(Records with interface code)

========================================

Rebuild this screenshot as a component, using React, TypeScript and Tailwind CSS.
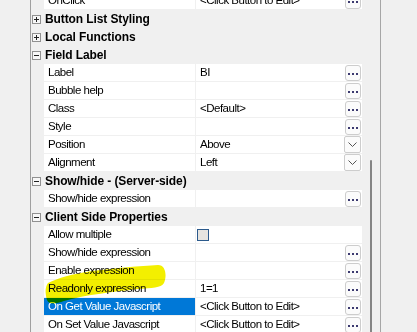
import React from "react";

type Row =
  | { kind: "cat"; label: string; open: boolean }
  | {
      kind: "prop";
      label: string;
      value?: string;
      btn?: "ellipsis" | "drop" | "check";
      selected?: boolean;
    };

const rows: Row[] = [
  { kind: "prop", label: "OnClick", value: "<Click Button to Edit>", btn: "ellipsis" },
  { kind: "cat", label: "Button List Styling", open: false },
  { kind: "cat", label: "Local Functions", open: false },
  { kind: "cat", label: "Field Label", open: true },
  { kind: "prop", label: "Label", value: "BI", btn: "ellipsis" },
  { kind: "prop", label: "Bubble help", value: "", btn: "ellipsis" },
  { kind: "prop", label: "Class", value: "<Default>", btn: "ellipsis" },
  { kind: "prop", label: "Style", value: "", btn: "ellipsis" },
  { kind: "prop", label: "Position", value: "Above", btn: "drop" },
  { kind: "prop", label: "Alignment", value: "Left", btn: "drop" },
  { kind: "cat", label: "Show/hide - (Server-side)", open: true },
  { kind: "prop", label: "Show/hide expression", value: "", btn: "ellipsis" },
  { kind: "cat", label: "Client Side Properties", open: true },
  { kind: "prop", label: "Allow multiple", btn: "check" },
  { kind: "prop", label: "Show/hide expression", value: "", btn: "ellipsis" },
  { kind: "prop", label: "Enable expression", value: "", btn: "ellipsis" },
  { kind: "prop", label: "Readonly expression", value: "1=1", btn: "ellipsis" },
  { kind: "prop", label: "On Get Value Javascript", value: "<Click Button to Edit>", btn: "ellipsis", selected: true },
  { kind: "prop", label: "On Set Value Javascript", value: "<Click Button to Edit>", btn: "ellipsis" },
];

function Ellipsis() {
  return (
    <div className="ml-auto mr-[1px] flex h-[16px] w-[16px] shrink-0 items-end justify-center gap-[2px] rounded-[3px] border border-[#cdcdcd] bg-[#fbfbfb] pb-[5px]">
      <span className="h-[2px] w-[2px] bg-[#3c3a70]" />
      <span className="h-[2px] w-[2px] bg-[#3c3a70]" />
      <span className="h-[2px] w-[2px] bg-[#3c3a70]" />
    </div>
  );
}

function Drop() {
  return (
    <div className="ml-auto mr-[1px] flex h-[17px] w-[17px] shrink-0 items-center justify-center rounded-[2px] border border-[#cdcdcd] bg-[#fbfbfb]">
      <svg width="9" height="5" viewBox="0 0 9 5">
        <path d="M0.5 0.5 L4.5 4.5 L8.5 0.5" fill="none" stroke="#555" strokeWidth="1" />
      </svg>
    </div>
  );
}

function Toggle({ open }: { open: boolean }) {
  return (
    <div className="ml-[1px] flex h-[9px] w-[9px] items-center justify-center border border-[#919191] bg-[#f7f7f7]">
      <svg width="7" height="7" viewBox="0 0 7 7">
        <path d="M1 3.5 H6" stroke="#222" strokeWidth="1" />
        {!open && <path d="M3.5 1 V6" stroke="#222" strokeWidth="1" />}
      </svg>
    </div>
  );
}

export default function App() {
  return (
    <div
      className="relative flex h-[332px] w-[417px] overflow-hidden bg-[#f0f0f0] text-black"
      style={{ fontFamily: '"Liberation Sans", Arial, sans-serif' }}
    >
      <div className="w-[30px] shrink-0" />
      <div className="w-px shrink-0 bg-[#a0a0a0]" />
      <div className="mt-[-8px] flex w-[331px] shrink-0 flex-col">
        {rows.map((r, i) =>
          r.kind === "cat" ? (
            <div key={i} className="flex h-[18px] shrink-0 items-center">
              <div className="flex w-[14px] shrink-0 items-center">
                <Toggle open={r.open} />
              </div>
              <span className="whitespace-nowrap text-[12px] font-bold leading-[17px] tracking-[-0.1px]">
                {r.label}
              </span>
            </div>
          ) : (
            <div key={i} className="flex h-[18px] shrink-0 items-start">
              <div className="w-[13px] shrink-0" />
              <div
                className={
                  r.selected
                    ? "flex h-[17px] w-[151px] shrink-0 items-center bg-[#0078d7] pl-[4px] text-white"
                    : "flex h-[17px] w-[151px] shrink-0 items-center bg-white pl-[4px]"
                }
              >
                <span className="whitespace-nowrap text-[11.5px] leading-[17px] tracking-[-0.5px]">
                  {r.label}
                </span>
              </div>
              <div className="ml-px flex h-[17px] flex-1 items-center bg-white">
                {r.btn === "check" ? (
                  <div className="ml-[1px] h-[12px] w-[12px] border border-[#2c5a8c] bg-[#e6e4e0]" />
                ) : (
                  <span className="whitespace-nowrap pl-[4px] text-[11.5px] leading-[17px] tracking-[-0.5px]">
                    {r.value}
                  </span>
                )}
                {r.btn === "ellipsis" && <Ellipsis />}
                {r.btn === "drop" && <Drop />}
              </div>
            </div>
          )
        )}
      </div>
      <div className="flex w-[18px] shrink-0 flex-col pl-[8px] pt-[160px]">
        <div className="w-[2px] flex-1 rounded-t-[1px] bg-[#858585]" />
      </div>
      <div className="w-px shrink-0 bg-[#a6a6a6]" />
      <div className="flex-1" />
      <svg
        className="pointer-events-none absolute left-0 top-0 mix-blend-multiply"
        width="417"
        height="332"
        viewBox="0 0 417 332"
        style={{ filter: "blur(0.6px)" }}
      >
        <path
          d="M48,283 C58,278 72,274 92,271 C116,268 140,266 158,265 C166,265 167,276 164,283 C161,288 152,288 138,289 C112,292 84,295 64,301 C56,304 49,305 47,300 C45,293 45,287 48,283 Z"
          fill="#f3ef00"
        />
      </svg>
    </div>
  );
}
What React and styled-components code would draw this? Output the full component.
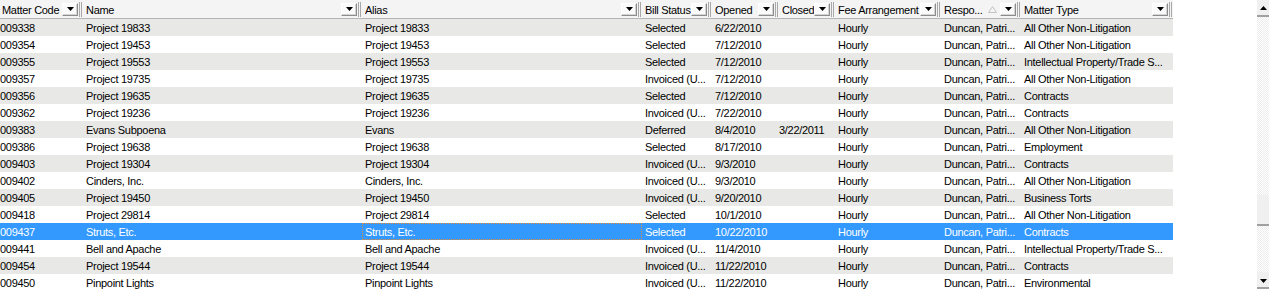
import React from "react";
import styled, { createGlobalStyle } from "styled-components";

const COLS = "83px 279px 280px 70px 67px 56px 106px 80px 152px";

const columns = [
  { title: "Matter Code", first: true },
  { title: "Name" },
  { title: "Alias" },
  { title: "Bill Status" },
  { title: "Opened" },
  { title: "Closed" },
  { title: "Fee Arrangement" },
  { title: "Respo...", sorted: true },
  { title: "Matter Type" },
];

const DUNCAN = "Duncan, Patri...";
const INV = "Invoiced (U...";
const NONLIT = "All Other Non-Litigation";
const IP = "Intellectual Property/Trade S...";

const rows = [
  ["009338", "Project 19833", "Project 19833", "Selected", "6/22/2010", "", NONLIT],
  ["009354", "Project 19453", "Project 19453", "Selected", "7/12/2010", "", NONLIT],
  ["009355", "Project 19553", "Project 19553", "Selected", "7/12/2010", "", IP],
  ["009357", "Project 19735", "Project 19735", INV, "7/12/2010", "", NONLIT],
  ["009356", "Project 19635", "Project 19635", "Selected", "7/12/2010", "", "Contracts"],
  ["009362", "Project 19236", "Project 19236", INV, "7/22/2010", "", "Contracts"],
  ["009383", "Evans Subpoena", "Evans", "Deferred", "8/4/2010", "3/22/2011", NONLIT],
  ["009386", "Project 19638", "Project 19638", "Selected", "8/17/2010", "", "Employment"],
  ["009403", "Project 19304", "Project 19304", INV, "9/3/2010", "", "Contracts"],
  ["009402", "Cinders, Inc.", "Cinders, Inc.", INV, "9/3/2010", "", NONLIT],
  ["009405", "Project 19450", "Project 19450", INV, "9/20/2010", "", "Business Torts"],
  ["009418", "Project 29814", "Project 29814", "Selected", "10/1/2010", "", NONLIT],
  ["009437", "Struts, Etc.", "Struts, Etc.", "Selected", "10/22/2010", "", "Contracts"],
  ["009441", "Bell and Apache", "Bell and Apache", INV, "11/4/2010", "", IP],
  ["009454", "Project 19544", "Project 19544", INV, "11/22/2010", "", "Contracts"],
  ["009450", "Pinpoint Lights", "Pinpoint Lights", INV, "11/22/2010", "", "Environmental"],
];

const SELECTED = 12;

function DownArrow() {
  return (
    <svg width="7" height="4" viewBox="0 0 7 4">
      <path d="M0 0h7L3.5 4z" fill="#000" />
    </svg>
  );
}

function UpArrow() {
  return (
    <svg width="7" height="4" viewBox="0 0 7 4">
      <path d="M0 4h7L3.5 0z" fill="#000" />
    </svg>
  );
}

function SortArrow() {
  return (
    <svg width="9" height="7" viewBox="0 0 9 7">
      <path d="M0.5 6.5h8L4.5 0.5z" fill="none" stroke="#c4c4c4" />
    </svg>
  );
}

function App() {
  return (
    <>
      <GlobalStyle />
      <Frame>
        <Grid>
          <HeaderRow>
            {columns.map((c) => (
              <HeaderCell key={c.title} $first={c.first}>
                <HeaderLabel>{c.title}</HeaderLabel>
                {c.sorted && <SortArrow />}
                <DropButton>
                  <DownArrow />
                </DropButton>
                <Separator />
              </HeaderCell>
            ))}
          </HeaderRow>
          {rows.map((r, i) => (
            <Row key={r[0]} $striped={i % 2 === 0} $selected={i === SELECTED}>
              <Cell $first>{r[0]}</Cell>
              <Cell>{r[1]}</Cell>
              <Cell $focus={i === SELECTED}>{r[2]}</Cell>
              <Cell>{r[3]}</Cell>
              <Cell>{r[4]}</Cell>
              <Cell $tight>{r[5]}</Cell>
              <Cell>Hourly</Cell>
              <Cell>{DUNCAN}</Cell>
              <Cell>{r[6]}</Cell>
            </Row>
          ))}
        </Grid>
        <Gap />
        <ScrollBar>
          <ScrollButton>
            <UpArrow />
          </ScrollButton>
          <Track $grow={180} />
          <Thumb />
          <Track $grow={46} />
          <ScrollButton $bottom>
            <DownArrow />
          </ScrollButton>
        </ScrollBar>
      </Frame>
    </>
  );
}

const GlobalStyle = createGlobalStyle`
  body {
    margin: 0;
    background: #fff;
    font-family: "Liberation Sans", Arial, sans-serif;
    font-size: 11px;
    letter-spacing: -0.3px;
    color: #000;
  }
`;

const Frame = styled.div`
  display: flex;
  width: 1269px;
  height: 289px;
  overflow: hidden;
  background: #fff;
`;

const Grid = styled.div`
  width: 1173px;
  flex: none;
  display: flex;
  flex-direction: column;
`;

const HeaderRow = styled.div`
  display: grid;
  grid-template-columns: ${COLS};
  height: 18px;
  flex: none;
  background: #f4f4f4;
  border-bottom: 1px solid #b4b4b4;
`;

const HeaderCell = styled.div`
  display: flex;
  align-items: center;
  padding-left: ${(p) => (p.$first ? "2px" : "3px")};
  overflow: hidden;
  > svg {
    margin-right: 3px;
    flex: none;
  }
`;

const HeaderLabel = styled.span`
  flex: 1;
  min-width: 0;
  white-space: nowrap;
  overflow: hidden;
  padding-top: 1px;
`;

const DropButton = styled.div`
  width: 16px;
  height: 13px;
  box-sizing: border-box;
  flex: none;
  display: flex;
  align-items: center;
  justify-content: center;
  background: #fafafa;
  border: 1px solid #fff;
  border-right-color: #8c8c8c;
  border-bottom-color: #8c8c8c;
  box-shadow: inset -1px -1px 0 #d4d4d4;
`;

const Separator = styled.div`
  width: 1px;
  height: 15px;
  flex: none;
  margin: 0 1px;
  border-left: 1px solid #a8a8a8;
  border-right: 1px solid #a8a8a8;
`;

const Row = styled.div`
  display: grid;
  grid-template-columns: ${COLS};
  height: 17px;
  flex: none;
  background: ${(p) => (p.$selected ? "#3399ff" : p.$striped ? "#e8e9e6" : "#fff")};
  color: ${(p) => (p.$selected ? "#fff" : "#000")};
`;

const Cell = styled.div`
  height: 17px;
  line-height: 16px;
  padding-top: 1px;
  box-sizing: border-box;
  padding-left: ${(p) => (p.$first || p.$tight ? "0" : "3px")};
  white-space: nowrap;
  overflow: hidden;
  outline: ${(p) => (p.$focus ? "1px dotted #e08a3a" : "none")};
  outline-offset: -1px;
`;

const Gap = styled.div`
  flex: 1;
`;

const ScrollBar = styled.div`
  width: 12px;
  flex: none;
  display: flex;
  flex-direction: column;
`;

const ScrollButton = styled.div`
  height: 17px;
  flex: none;
  box-sizing: border-box;
  display: flex;
  align-items: center;
  justify-content: center;
  background: #f0f0f0;
  border-bottom: 2px solid #a0a0a0;
  padding-top: ${(p) => (p.$bottom ? "2px" : "0")};
`;

const Track = styled.div`
  flex: ${(p) => p.$grow} 1 0;
  background-color: #fff;
  background-image: repeating-conic-gradient(#ececec 0 25%, #fff 0 50%);
  background-size: 2px 2px;
`;

const Thumb = styled.div`
  height: 31px;
  flex: none;
  box-sizing: border-box;
  background: #f0f0f0;
  border-bottom: 2px solid #a0a0a0;
`;

export default App;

========================================

* [Description of the task]: What's needed is an exact copy of the records above from the line containing "What React and" down to the line containing "279px 280px 70px", both included, without any pictures.

* [Finished exercise]:
What React and styled-components code would draw this? Output the full component.
import React from "react";
import styled, { createGlobalStyle } from "styled-components";

const COLS = "83px 279px 280px 70px 67px 56px 106px 80px 152px";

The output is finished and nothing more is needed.